Last week I saw an email from Ralph, a long-time running friend, briefly describing a bike accident. He was on a less traveled road approaching the Charlotte Town Beach. The scenery approaching Lake Champlain on this downhill stretch is beautiful. In its infinite wisdom, the Town of Charlotte decided this was a good place for a pronounced speed bump, just on the downhill side, with the aim of slowing traffic approaching the beach parking lot. Good idea? Maybe. But for Ralph it proved otherwise.
Ralph’s front tire hit the bump at a slight angle, twisting the tire and sending him flying over the handlebars. He spread eagled on the pavement, landing hard on his arm and side. As he slid along, gathering road rash, he had a rush of thoughts and questions, foremost being “what just happened.” In any event, the result was a fractured pelvic bone, determined later at the ER, and an arm that looked like Popeye’s. Fortunately, four people on a bike tour happened to be there (in fact it was noticing the parked bikes as well as the vista that distracted his attention from the road) and came to the rescue. The tour leader bandaged his arm and Ralph called his wife to pick him up. He could not put weight on his leg and shortly after returning home, it was clear something was wrong and he should go to the hospital. After extended time in the ER, including multiple x-rays and a CT scan, the damaged was assessed. Ralph was issued crutches with express instructions not to put weight on that leg, and to return to speak with an orthopedic doc to discuss options.

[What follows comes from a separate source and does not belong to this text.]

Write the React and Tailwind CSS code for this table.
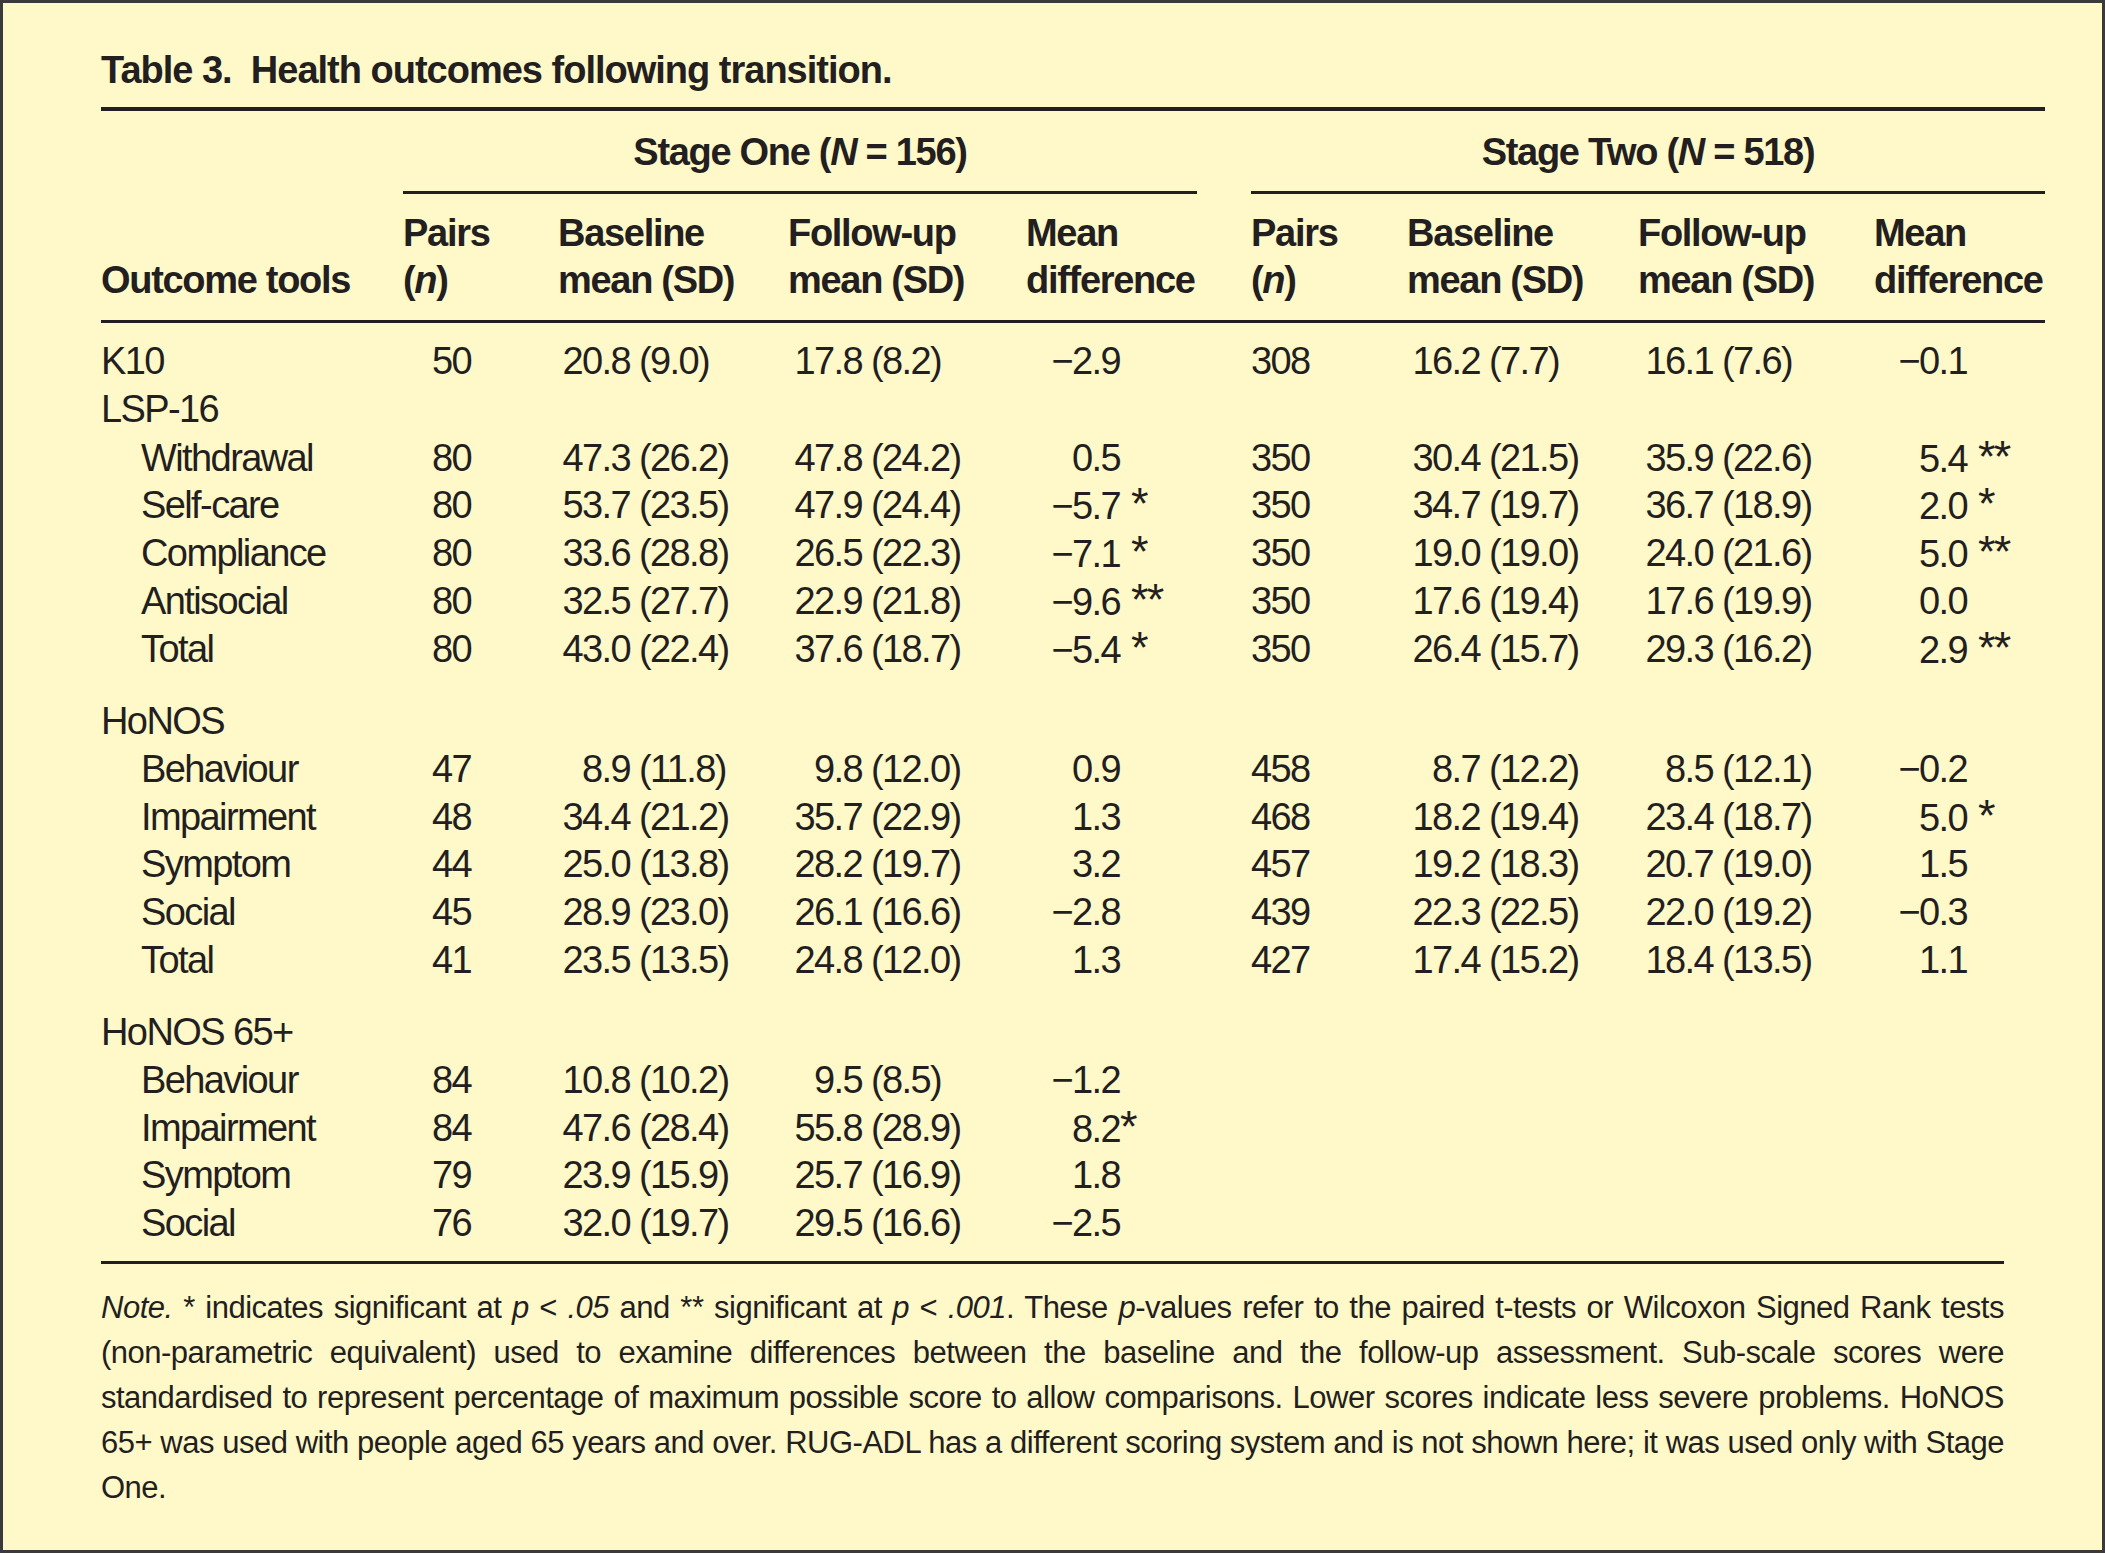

I called Ralph and spoke with him at length about the incident. His command of the details was impressive. Obviously, he is off his feet for a while. Ideally, he fully heals and is back in the game before too long. He’s been told to expect a 12-week recovery. Ouch!! As we age, time off is the worst thing possible in our quest to ward off Father Time.
I reflect upon my own experience of falling down a flight of stairs in 2017 and breaking eight ribs in multiple places. I vividly recall the plethora of thoughts rushing through my mind as I was falling and then the ensuing ambulance ride to the ER, five days in the ICU and rib-plating surgery (see February 25, 2017: Surprise #1 – The Fall).
Ralph’s tumble reminded me we live in the moment and that is the only place we live. Those moments become memories, with some more momentous than others. If only we could relive a few of them – ah, how things might have been different! But it doesn’t work that way, and if we fixate on the past, we are likely to miss the precious moment that is here now, good or bad. This is existential stuff for sure, but certainly relevant to our daily lives.
Today, I will go for a run and do my best to be in the moment, feeling the passion of being able to move freely and nimbly! It won’t always be that way, age will eventually subsume all of us, and perhaps I will have my own bike mishap to recover from. Meanwhile, I’ll support Ralph in any way useful as he works his way back.